Obsession with strength has a way of turning people stupid. The belief that what matters is the set of your jaw or the anger in your voice encourages you to turn away from the foundation of security policy: understanding threats and the people who present them. If you think strength is all that matters, you won’t care about what your enemies are after and how they might go about getting it.
You’ll also fall prey to an unfortunate American tendency of believing that everything that happens anywhere is mostly about us. But it isn’t. Foreign actors have their own motivations, incentives and goals. We might sometimes factor into their calculations, but getting them to do what we want will always be complicated.
This was a large part of the reason the Iraq War was such a disaster. The Bush administration and its advocates were certain that Iraqis would welcome American troops as “liberators” with song and celebration. After all, wouldn’t they see how beneficent we were? Instead, it turned out that people react rather badly to having their country invaded by a foreign power, and Iraq had complex internal politics and ethnic conflicts that we thought we didn’t need to understand.

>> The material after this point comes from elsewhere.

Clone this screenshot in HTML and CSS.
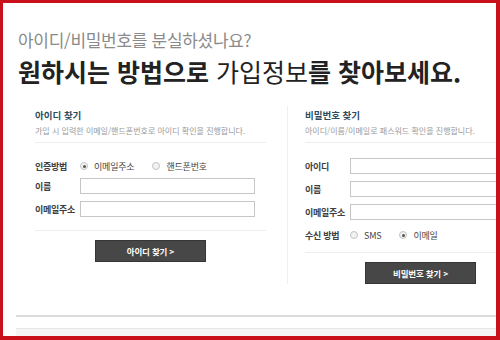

If you asked DeSantis, Scott or any of the other Republicans practicing their angry faces in their bathroom mirrors even the most basic questions about Hamas — who leads it, what its history is, what its goals are, how we might assess its next moves — it would be a shock if any of them had the barest idea. And if they were president right now, what would they do to demonstrate their strength? Drop nuclear bombs on Gaza? Find some new way to punish Iran? Donald Trump already walked away from the agreement that had been constraining Iran’s nuclear program; you’ll recall that he very strongly claimed Iran would come crawling back and give us every concession we wanted. It didn’t happen.
No, if they were president they’d be doing pretty much what Biden is doing: reiterating America’s support for Israel, condemning Hamas, and sending more military aid. They’d just say they were doing it strongly, with strength and strongness. And it would make no difference at all.